В последнее время я много думаю об этом. О том, что человек живет в своей системе понятий и координат и что другой его просто не способен услышать. Я живу, например, в такой системе понятий: «Если тебе не хватает денег, экономь». Это же логично, да? А есть другая система: «Если не хватает денег, потрать все, что есть, и заработай еще». Но скажи это человеку из первой системы координат! Он просто не мыслит такими категориями. Я даже боюсь сказать где-нибудь в Израиле, что, если тебя в армии бьют, в этом, может быть, есть своя логика и свой смысл. На это мои израильские друзья с раздражением ответят: «Да ты просто „совок“! То, что ты говоришь, — дикость! Человека не должны бить нигде — ни в армии, ни на улице. То, что ты высказываешь такие суждения, говорит лишь о твоей убогости и ограниченности!» И я не рискну с ними спорить. Когда я говорю это брату или дочке, они понимают, что я имею в виду. Когда я говорю это взрослым, толерантным и таким, казалось бы, зрелым людям, уважающим свои права и достоинство, это звучит для них как дикое варварство. Им не объяснить то, о чем я говорю, как не объяснить людям, которые предпочитают экономить, тот факт, что нужно зарабатывать. Очень часто категориальный аппарат, которым люди живут и который крайне полезен в определенной модели, является весьма ограничивающим рост в другой модели, словно панцирь черепахи. Они говорят: «Достоинство человека превыше всего». Они не способны без большой внутренней работы понять, что потеря достоинства здесь может быть, а может и не быть. Возможно, когда тебя бьют в армии, это вообще не про достоинство. Смирение находится в плоскости, где нет темы достоинства в принципе, где нет темы оскорбления. Невозможно оскорбить человека, находящегося в контакте с таким понятием, как смирение. Я даже боюсь говорить такие вещи в интервью, потому что звучат они очень опасно без объяснения. Девять из десяти людей в этом месте скажут: «Ага, естественно и очевидно». А вторые девять из десяти скажут: «Что за дурь?!» Причем я бы не хотел оказаться ни с первыми, ни со вторыми в ситуации действительно напряженной. Потому что когда я говорю о смирении, я не говорю о всепрощении, вседозволенности. Я не говорю подставить вторую щеку.

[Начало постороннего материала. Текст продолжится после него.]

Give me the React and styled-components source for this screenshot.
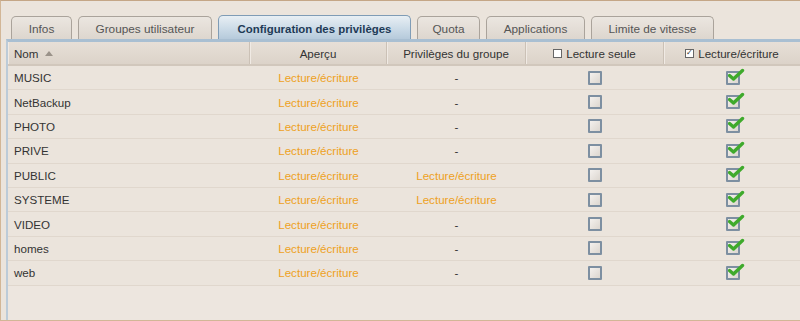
import React from "react";
import styled, { createGlobalStyle } from "styled-components";

const Global = createGlobalStyle`
  html, body { margin: 0; padding: 0; background: #ebe4dc; }
  body { font-family: "Liberation Sans", Arial, sans-serif; font-size: 11.6px; color: #333; }
`;

const Frame = styled.div`
  box-sizing: border-box;
  width: 800px;
  height: 321px;
  border-top: 1px solid #c4a686;
  border-left: 1px solid #d2b696;
  border-bottom: 1px solid #d2b696;
  background: #ebe4dc;
  padding: 14px 0 0 5px;
  display: flex;
  flex-direction: column;
`;

const TabBar = styled.div`
  display: flex;
  align-items: flex-end;
  gap: 6px;
  padding-left: 5px;
  height: 24px;
`;

const Tab = styled.div`
  box-sizing: border-box;
  width: ${({ w }) => w}px;
  height: ${({ active }) => (active ? 24 : 23)}px;
  border: 1px solid ${({ active }) => (active ? "#7f9cb6" : "#aaa39b")};
  border-bottom: none;
  border-radius: 5px 5px 0 0;
  background: ${({ active }) =>
    active
      ? "linear-gradient(#e8eff4, #c9d9e6 60%, #b6cadb)"
      : "linear-gradient(#ebe6e0, #ddd6ce)"};
  color: ${({ active }) => (active ? "#1e3a56" : "#555")};
  font-weight: ${({ active }) => (active ? "bold" : "normal")};
  font-size: ${({ active }) => (active ? "11.4px" : "11.8px")};
  display: flex;
  align-items: center;
  justify-content: center;
  padding-top: 2px;
`;

const Panel = styled.div`
  flex: 1;
  border-top: 3px solid #a9bfd2;
  border-left: 2px solid #bccbd8;
  background: #ede6df;
`;

const cols = "242px 137px 139px 138px 1fr";

const HeaderRow = styled.div`
  box-sizing: border-box;
  display: grid;
  grid-template-columns: ${cols};
  height: 24px;
  background: linear-gradient(#e7dfd7, #dcd3c9);
  border-bottom: 2px solid #d1c7bc;
`;

const HeadCell = styled.div`
  display: flex;
  align-items: center;
  justify-content: ${({ left }) => (left ? "flex-start" : "center")};
  padding-left: ${({ left }) => (left ? "6px" : "0")};
  border-right: 1px solid #cbc1b6;
  box-shadow: inset 1px 0 0 #f0eae4;
  color: #333;
  gap: 4px;
  &:last-child { border-right: none; }
`;

const SortArrow = styled.span`
  width: 0;
  height: 0;
  border-left: 4px solid transparent;
  border-right: 4px solid transparent;
  border-bottom: 5px solid #9a9289;
  margin-left: 3px;
`;

const MiniBox = styled.span`
  box-sizing: border-box;
  width: 9px;
  height: 9px;
  border: 1px solid #666;
  background: #fff;
  display: inline-flex;
  align-items: center;
  justify-content: center;
  font-size: 8px;
  line-height: 1;
  color: #333;
`;

const Row = styled.div`
  box-sizing: border-box;
  display: grid;
  grid-template-columns: ${cols};
  height: 24.4px;
  border-bottom: 1px solid #e0d7cd;
  background: #ebe4dc;
`;

const Cell = styled.div`
  display: flex;
  align-items: center;
  justify-content: ${({ left }) => (left ? "flex-start" : "center")};
  padding-left: ${({ left }) => (left ? "6px" : "0")};
  color: ${({ orange }) => (orange ? "#eea11c" : "#333")};
`;

const Box = styled.span`
  position: relative;
  box-sizing: border-box;
  width: 14px;
  height: 14px;
  border: 2px solid #7d8fa1;
  border-radius: 1px;
  background: linear-gradient(135deg, #f4f1ee, #dcd6cf);
  margin-left: ${({ shift }) => shift || 0}px;
`;

const Tick = styled.svg`
  position: absolute;
  left: 0px;
  top: -5px;
`;

const Check = ({ checked }) => (
  <Box shift={checked ? 2 : 0}>
    {checked && (
      <Tick width="17" height="14" viewBox="0 0 17 14">
        <path d="M1.5 7.5 L5.5 11 L14.5 2.5" fill="none" stroke="#3faa2c" strokeWidth="3.4" strokeLinecap="round" strokeLinejoin="round" />
      </Tick>
    )}
  </Box>
);

const tabs = [
  ["Infos", 61],
  ["Groupes utilisateur", 134],
  ["Configuration des privilèges", 193],
  ["Quota", 63],
  ["Applications", 99],
  ["Limite de vitesse", 123],
];

const rows = [
  ["MUSIC", "-"],
  ["NetBackup", "-"],
  ["PHOTO", "-"],
  ["PRIVE", "-"],
  ["PUBLIC", "Lecture/écriture"],
  ["SYSTEME", "Lecture/écriture"],
  ["VIDEO", "-"],
  ["homes", "-"],
  ["web", "-"],
];

export default function App() {
  return (
    <Frame>
      <Global />
      <TabBar>
        {tabs.map(([t, w], i) => (
          <Tab key={t} w={w} active={i === 2}>
            {t}
          </Tab>
        ))}
      </TabBar>
      <Panel>
        <HeaderRow>
          <HeadCell left>
            Nom <SortArrow />
          </HeadCell>
          <HeadCell>Aperçu</HeadCell>
          <HeadCell>Privilèges du groupe</HeadCell>
          <HeadCell>
            <MiniBox /> Lecture seule
          </HeadCell>
          <HeadCell>
            <MiniBox>✓</MiniBox> Lecture/écriture
          </HeadCell>
        </HeaderRow>
        {rows.map(([name, group]) => (
          <Row key={name}>
            <Cell left>{name}</Cell>
            <Cell orange>Lecture/écriture</Cell>
            <Cell orange={group !== "-"}>{group}</Cell>
            <Cell>
              <Check />
            </Cell>
            <Cell>
              <Check checked />
            </Cell>
          </Row>
        ))}
      </Panel>
    </Frame>
  );
}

Полтора года назад мой старший сын попал в определенную ситуацию, которая вызывает у меня большое уважение. Давиду тогда было 13 лет. Старшеклассники в количестве шести человек поджидали его после школы. И он, конечно, не мог дать отпор шестерым. Но он совершенно спокойно дрался и бился с теми, до кого мог достать. Домой он пришел без малейшего монолога про несправедливость мира. Вместе с Роном, средним сыном, они обсуждали, что ему удалось, а что нет. Рон всячески страдал, что его там не оказалось. Моя жена, конечно, подлетела и начала разбираться со всей этой историей. Но для Давида это не было темой конфликта со справедливостью. Когда на следующий день один из этих шестерых мальчиков сказал ему, что снял драку на видео и выложил в интернет, Давид без всяких моральных страданий ответил: «Ой, как хорошо. Скинь мне ссылку, а то полицейские спрашивали, кто был, а я не всех помню». Эта ситуация вообще не ударила по достоинству моего сына.

— Хорошо, когда у сына есть отец, который даст правильное представление и о взрослении, и об испытаниях. А если у мальчика отца не было вовсе или был, но окончательно подавленный женой алкоголик? Есть у такого ребенка шансы когда-нибудь в этой жизни вырасти, повзрослеть?

— Во-первых, есть такая тема, как сценарий, а есть такая, как антисценарий. Обычно многие мальчики из семей отцов-алкоголиков вырастают в этаких супермачо, «сверхдостигаторов», сверхлюдей. Да-да, поспрашивайте у лидеров. У них через одного вот такие достижения «назло отцу». И если еще и мать «хорошая», очень любящая ребенка, между отцом и сыном выбравшая сына, что довело отца до алкоголизма, а мальчик получил ложное убеждение, будто он выиграл конкуренцию у отца, то вот в таких семьях, вы будете смеяться, вырастают самые эффективные мужчины. Но все не так просто. Радоваться тут нечему. «Эффективный мужчина» потом еще заплатит за это свою цену.

Но ведь есть еще третья история — про тех мужчин, которым удалось стать за грань родительского сценария. Они вышли из сценария и стали проживать свою жизнь. На самом деле идея о заданности нашей жизни сильно преувеличена. Половина говорит, что все предопределено уже с самого рождения, другая половина — что все задано родителями, которые нас воспитывали, районом, в котором мы родились, школой, в которой мы учились… Во всем этом есть доля истины. Но я бы ее не преувеличивал. Все зависит от того, что ты хочешь и с какой силой ты этого хочешь. Кто ты сегодня? Что ты сделал на своем пути? Вот вопросы, которые стоит задавать себе почаще.